Des décisions prises en amont avec les chasseurs ?

Un argument qu’on voit mal repris par les associations de protection de l’environnement. Du côté de Dignité animale, on s’inquiète surtout du fait que ce système soit soumis à cette alliance agriculture-chasse. De plus, certaines décisions relatives aux arrêtés, comme la destruction de corbeaux freux, n’ont même pas fait l’objet de débat lors de la CDCFS.

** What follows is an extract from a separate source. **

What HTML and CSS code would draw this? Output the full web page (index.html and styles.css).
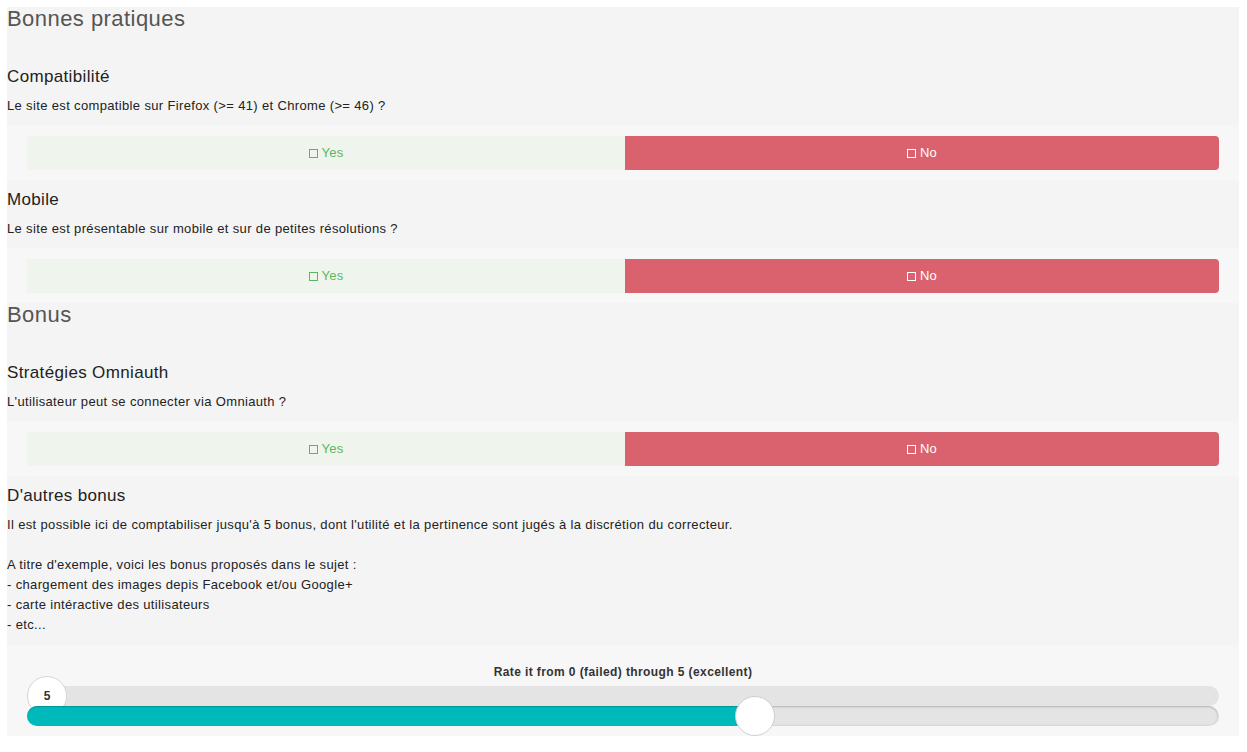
FILE: index.html
```html
<!DOCTYPE html>
<html lang="fr">
<head>
<meta charset="utf-8">
<title>Bonnes pratiques</title>
<link rel="stylesheet" href="styles.css">
</head>
<body>
<div class="page">
  <h2 class="section-title">Bonnes pratiques</h2>

  <div class="question">
    <h4 class="q-title">Compatibilité</h4>
    <p class="q-text">Le site est compatible sur Firefox (&gt;= 41) et Chrome (&gt;= 46) ?</p>
  </div>
  <div class="choice-row">
    <div class="btn btn-yes"><span class="box"></span>Yes</div>
    <div class="btn btn-no"><span class="box"></span>No</div>
  </div>

  <div class="question">
    <h4 class="q-title">Mobile</h4>
    <p class="q-text">Le site est présentable sur mobile et sur de petites résolutions ?</p>
  </div>
  <div class="choice-row">
    <div class="btn btn-yes"><span class="box"></span>Yes</div>
    <div class="btn btn-no"><span class="box"></span>No</div>
  </div>

  <h2 class="section-title section-title-next">Bonus</h2>

  <div class="question">
    <h4 class="q-title">Stratégies Omniauth</h4>
    <p class="q-text">L'utilisateur peut se connecter via Omniauth ?</p>
  </div>
  <div class="choice-row">
    <div class="btn btn-yes"><span class="box"></span>Yes</div>
    <div class="btn btn-no"><span class="box"></span>No</div>
  </div>

  <div class="question">
    <h4 class="q-title">D'autres bonus</h4>
    <p class="q-text">Il est possible ici de comptabiliser jusqu'à 5 bonus, dont l'utilité et la pertinence sont jugés à la discrétion du correcteur.<br><br>A titre d'exemple, voici les bonus proposés dans le sujet :<br>- chargement des images depis Facebook et/ou Google+<br>- carte intéractive des utilisateurs<br>- etc...</p>
  </div>

  <div class="rating">
    <div class="rating-label">Rate it from 0 (failed) through 5 (excellent)</div>
    <div class="slider">
      <div class="track track-top"></div>
      <div class="bubble">5</div>
      <div class="track track-main">
        <div class="fill" style="width: 728px"></div>
      </div>
      <div class="handle" style="left: 708px"></div>
    </div>
  </div>
</div>
</body>
</html>
```

FILE: styles.css
```css
* { box-sizing: border-box; }

html, body {
  margin: 0;
  padding: 0;
  background: #ffffff;
}

body {
  font-family: "Liberation Sans", Arial, Helvetica, sans-serif;
  color: #222;
}

.page {
  margin: 7px 8px 0 7px;
  background: #f4f4f4;
}

.section-title {
  margin: 0 0 36px 0;
  font-size: 22px;
  line-height: 24px;
  font-weight: normal;
  color: #555;
  letter-spacing: 0.45px;
}

.section-title-next {
  margin-top: 0;
}

.section-title + .question .q-title {
  margin-top: 0;
}

.q-title {
  margin: 10px 0 0 0;
  font-size: 17px;
  line-height: 20px;
  font-weight: normal;
  color: #222;
  letter-spacing: 0.35px;
}

.q-text {
  margin: 9px 0 0 0;
  font-size: 13px;
  line-height: 20px;
  color: #222;
  letter-spacing: 0.35px;
}

.choice-row {
  margin-top: 9px;
  padding: 11px 20px 10px 20px;
  background: #f7f7f7;
  display: flex;
}

.btn {
  flex: 1 1 0;
  height: 34px;
  display: flex;
  align-items: center;
  justify-content: center;
  font-size: 13px;
  line-height: 18px;
  letter-spacing: 0.2px;
}

.btn-yes {
  flex-grow: 598;
  background: #eff4ed;
  color: #5cb85c;
}

.btn-no {
  flex-grow: 594;
  background: #d9626e;
  color: #ffffff;
  border-radius: 0 4px 4px 0;
}

.box {
  display: inline-block;
  width: 9px;
  height: 9px;
  border: 1px solid currentColor;
  margin-right: 4px;
  margin-top: 1px;
}

.rating {
  margin-top: 10px;
  background: #f7f7f7;
  padding: 19px 20px 10px 20px;
}

.rating-label {
  text-align: center;
  font-size: 12px;
  line-height: 16px;
  font-weight: bold;
  color: #333;
  letter-spacing: 0.4px;
}

.slider {
  position: relative;
  margin-top: 6px;
}

.track {
  height: 20px;
  border-radius: 10px;
  background: #e4e4e4;
}

.track-main {
  position: relative;
  z-index: 2;
  box-shadow: inset 0 1px 2px rgba(0, 0, 0, 0.22);
  border: 1px solid #d8d8d8;
  border-top: none;
}

.fill {
  position: absolute;
  left: -1px;
  top: 0;
  bottom: -1px;
  background: #00b9bb;
  border-radius: 10px 0 0 10px;
  box-shadow: inset 0 1px 1px rgba(0, 0, 0, 0.2);
  z-index: 2;
}

.bubble {
  position: absolute;
  left: 0;
  top: -10px;
  width: 40px;
  height: 40px;
  border-radius: 50%;
  background: #ffffff;
  border: 1px solid #d6d6d6;
  font-size: 12px;
  font-weight: bold;
  color: #333;
  display: flex;
  align-items: center;
  justify-content: center;
  z-index: 1;
}

.handle {
  position: absolute;
  top: 10px;
  width: 40px;
  height: 40px;
  border-radius: 50%;
  background: #ffffff;
  border: 1px solid #cfcfcf;
  z-index: 3;
}
```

La seule instance où, au moins, des questions peuvent être posées – bien que les réponses ne soient pas systématiques, selon la LPO – n’est même pas consultée. En gros, les chasseurs s’occupent de faire les arrêtés avec la direction départementale des territoires (DDT), sans se préoccuper du reste, selon l’association.

En réalité, toutes les décisions ne relèvent pas de cette instance. Sur le sujet précis relevé par Dignité animale, la DDT pointe qu’il s’agissait alors d’une autorisation individuelle où l’avis de la CDCFS n’était pas requis (lire par ailleurs). Selon Dignité animale, 122 actes de même nature ont été délivrés dans le département du Rhône. Ce qui fait un certain nombre d’exceptions.

Pour le reste, la DDT rappelle la méthode : 

« Les projets de décisions (qui seront prises par arrêté préfectoral) sont préparés en amont des commissions par l’Etat, sur la base d’éléments fournis par les structures compétentes, qui peuvent être la fédération des chasseurs pour les raisons pratiques d’organisation de la chasse et de gestion des dégâts de gibier dans le département, les associations agrées sur le réseau loutre-castor, l’office français de la biodiversité sur le réseau castor…Leur contenu est ensuite débattu en réunion de la commission. »

Retour à la case CDCFS donc. Une situation qui convainc plus les chasseurs, que la LPO ou la FNE. Même si les premiers refusent de dire que l’instance va à sens unique. « On peut aussi avoir des avis de la CDCFS allant contre nous », répond le chasseur Antoine Herrmann.

Quand on l’interroge sur un avis pris par la CDFS avec laquelle il se trouverait en désaccord, le directeur prend son temps. Il lâche rapidement un « c’est vieux » avant d’aborder une demande élargie de chasse aux sangliers.